4. If we select the “eye”, we can visualize the content of the CSV file.
XES conversion: convert the CSV file into the standard format XES
1. In the workspace, if we select the “play”, we can convert our CSV file in the XES file. We will select the first plugin “Convert CSV to XES”, and then click “Start”.
2. When we start, we are presented with some parsing options. For our dataset, we can keep the default values.
3. Next step is to select the mandatory attributes that represent the perspective we want to analyse. The MantisID column is the <case id>, the Status column is the <activity> attribute, which represents the event that happened to that mantis, and finally we are able to specify a <timestamp>, the modificationDate column, which is the date when the status of the mantis changed.
4. In screen “Configure Additional Conversion Settings”, we will keep the default values, and we proceed by clicking “Finish” (Figure 10).
5. After finishing the conversion, you will see the visualisation screen, which contains three main options (in the left): Dashboard, Inspector and Summary. Figure 11 shows the “Dashboard” screen that provides statistics about the dataset.
Note: On the top of the page, in the component “select visualisation …” you choose other ways to visualise your dataset. We let you play with the options, and we will return to this on future articles.
6. If you want to check some examples of the process instances, click on option “Inspector”, as displayed in Figure 12. Randomly picking a process instance, we have 4 events for mantis 10122.
7. Picking another process instance as an example, the mantis 6516 in Figure 13, we can see that there is a status “acknowledge” that was not defined in the default configurations. If we look at the ID number and the dates of the events (2014), we can conclude either that at that time there was another status configured in the default lifecycle (Figure 2), or that the project in question defined a specific custom status.
8. As a final step for this quick how to article, we will export our dataset to a XES file, as seen in Figure 14. For that purpose, go back to workspace screen (1st tab on the top), then click on the entry with name “XES Event Log”, and then click on “Export to disk”.
After exporting the dataset to disk, you can open it with your preferred text editor. If you search for mantis 10122, you will find an XML element describing the events that took place for that mantis (Figure 15).
How does this help us? You may ask.
As a first thought, we would say “it is a user-friendly way of seeing our process dataset”. Additionally, it provides statistics and ways of inspecting the events that compose our process instances. Finally, and we will talk about it on future articles, we can apply PM algorithms to our datasets and discover and/or validate what is happening on the reality.
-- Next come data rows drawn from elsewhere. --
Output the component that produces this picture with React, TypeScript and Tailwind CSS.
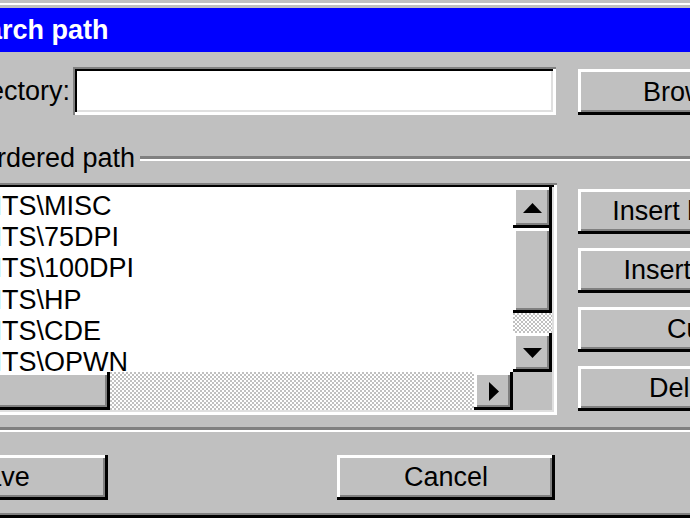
const raised =
  "bg-[#c0c0c0] shadow-[inset_-3px_-3px_0_#000,inset_3px_3px_0_#fff,inset_-5px_-5px_0_#808080]";
const sunken =
  "shadow-[inset_2px_2px_0_#808080,inset_-3px_-3px_0_#fff,inset_4px_4px_0_#000,inset_-5px_-5px_0_#dfdfdf]";
const dither =
  "bg-[image:repeating-conic-gradient(#ffffff_0_25%,#c0c0c0_0_50%)] bg-[length:4px_4px]";

const paths = ["MISC", "75DPI", "100DPI", "HP", "CDE", "OPWN", "TYPE1"];
const actions = ["Insert before", "Insert after", "Cut", "Delete"];

function Arrow({ dir }: { dir: "up" | "down" | "right" }) {
  if (dir === "right") {
    return (
      <svg width="10" height="19" viewBox="0 0 10 19">
        <polygon points="0,0 10,9.5 0,19" fill="#000" />
      </svg>
    );
  }
  return (
    <svg width="19" height="10" viewBox="0 0 19 10">
      <polygon
        points={dir === "up" ? "0,10 9.5,0 19,10" : "0,0 19,0 9.5,10"}
        fill="#000"
      />
    </svg>
  );
}

function Button({ label, className }: { label: string; className: string }) {
  return (
    <div
      className={`${raised} ${className} shrink-0 flex items-center justify-center whitespace-nowrap`}
    >
      {label}
    </div>
  );
}

export default function App() {
  return (
    <div className="w-[690px] h-[518px] overflow-hidden bg-[#c0c0c0] font-['Liberation_Sans',Arial,sans-serif] text-[27px] text-black">
      <div className="-ml-[130px] w-[1000px] bg-[#c0c0c0] pt-[3px] pl-[3px] border-b-[3px] border-black">
        <div className="border-t-2 border-l-2 border-white border-b-2 border-b-[#808080] pt-[3px] pl-[3px]">
          {/* Title bar */}
          <div className="h-[44px] bg-[#0000ff] flex items-center pl-[13px]">
            <span className="font-bold text-white whitespace-nowrap">
              Font search path
            </span>
          </div>

          {/* Body */}
          <div className="pl-[12px] pt-[15px] pb-[13px]">
            {/* Directory row */}
            <div className="flex items-start">
              <div className="w-[180px] shrink-0 h-[48px] flex items-center justify-end whitespace-nowrap">
                Directory:
              </div>
              <div className={`ml-[3px] w-[483px] h-[48px] shrink-0 bg-white ${sunken}`} />
              <Button label="Browse" className="ml-[22px] mt-[2px] w-[220px] h-[46px]" />
            </div>

            {/* Ordered path label */}
            <div className="mt-[28px] flex items-center h-[31px]">
              <div className="w-[245px] shrink-0 text-right whitespace-nowrap leading-[31px]">
                Ordered path
              </div>
              <div className="ml-[5px] flex-1 border-t-[3px] border-t-[#808080] border-b-2 border-b-white" />
            </div>

            {/* List + actions */}
            <div className="mt-[9px] flex items-start">
              <div
                className={`ml-[51px] w-[616px] h-[232px] shrink-0 bg-[#c0c0c0] pt-[4px] pl-[4px] pr-[5px] pb-[5px] flex flex-col ${sunken}`}
              >
                <div className="flex h-[185px]">
                  <div className="flex-1 bg-white overflow-hidden pt-[4px]">
                    {paths.map((p) => (
                      <div key={p} className="leading-[31.2px] whitespace-nowrap">
                        {"FONTS\\" + p}
                      </div>
                    ))}
                  </div>
                  <div className="w-[39px] flex flex-col">
                    <div className={`${raised} h-[41px] flex items-center justify-center`}>
                      <Arrow dir="up" />
                    </div>
                    <div className={`${raised} h-[85px]`} />
                    <div className={`${dither} h-[20px]`} />
                    <div className={`${raised} h-[39px] flex items-center justify-center`}>
                      <Arrow dir="down" />
                    </div>
                  </div>
                </div>
                <div className="flex h-[38px]">
                  <div className={`${raised} w-[39px]`} />
                  <div className={`${raised} w-[126px]`} />
                  <div className={`${dither} flex-1`} />
                  <div className={`${raised} w-[39px] flex items-center justify-center`}>
                    <Arrow dir="right" />
                  </div>
                  <div className="w-[39px] bg-[#c0c0c0]" />
                </div>
              </div>

              <div className="ml-[21px] pt-[6px] flex flex-col gap-[14px]">
                {actions.map((a) => (
                  <Button key={a} label={a} className="w-[220px] h-[45px]" />
                ))}
              </div>
            </div>

            {/* Separator */}
            <div className="mt-[12px] border-t-[3px] border-t-[#808080] border-b-2 border-b-white" />

            {/* Bottom buttons */}
            <div className="mt-[23px] flex">
              <Button label="Save" className="w-[218px] h-[45px]" />
              <Button label="Cancel" className="ml-[229px] w-[218px] h-[45px]" />
              <Button label="Help" className="ml-[229px] w-[218px] h-[45px]" />
            </div>
          </div>
        </div>
      </div>
    </div>
  );
}
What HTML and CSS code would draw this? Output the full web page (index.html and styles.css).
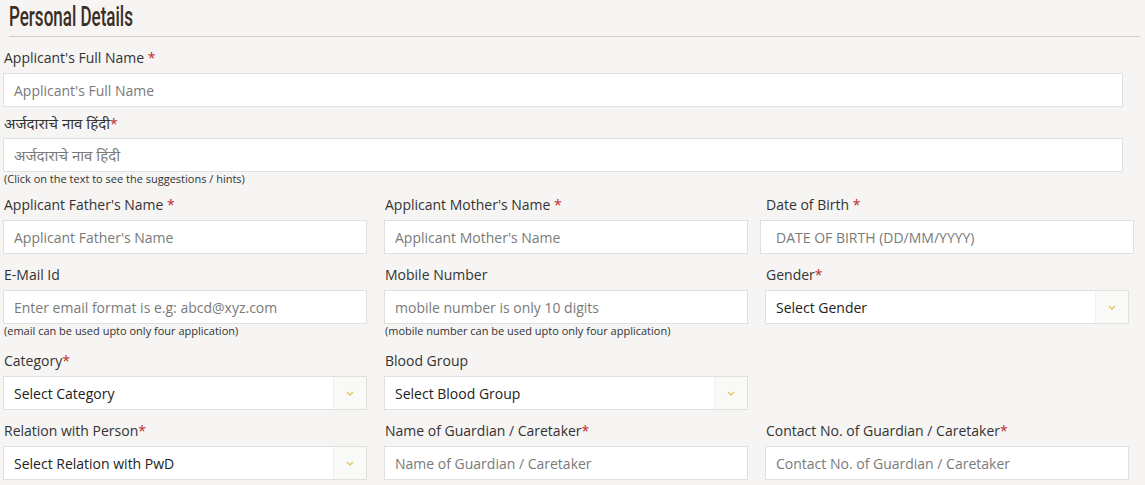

The goal of this article was to introduce you to a dataset representative of process instances, in this case the issue lifecycle for a bug tracking system. With help of ProM, we were able to access some statistics and inspect the events stored in our dataset. In the tool’s official page, you can find other tutorials that detail the features available. In the next articles we will continue to explore PM capabilities via the ProM tool. And we will keep presenting you other use cases of interest inside La Redoute.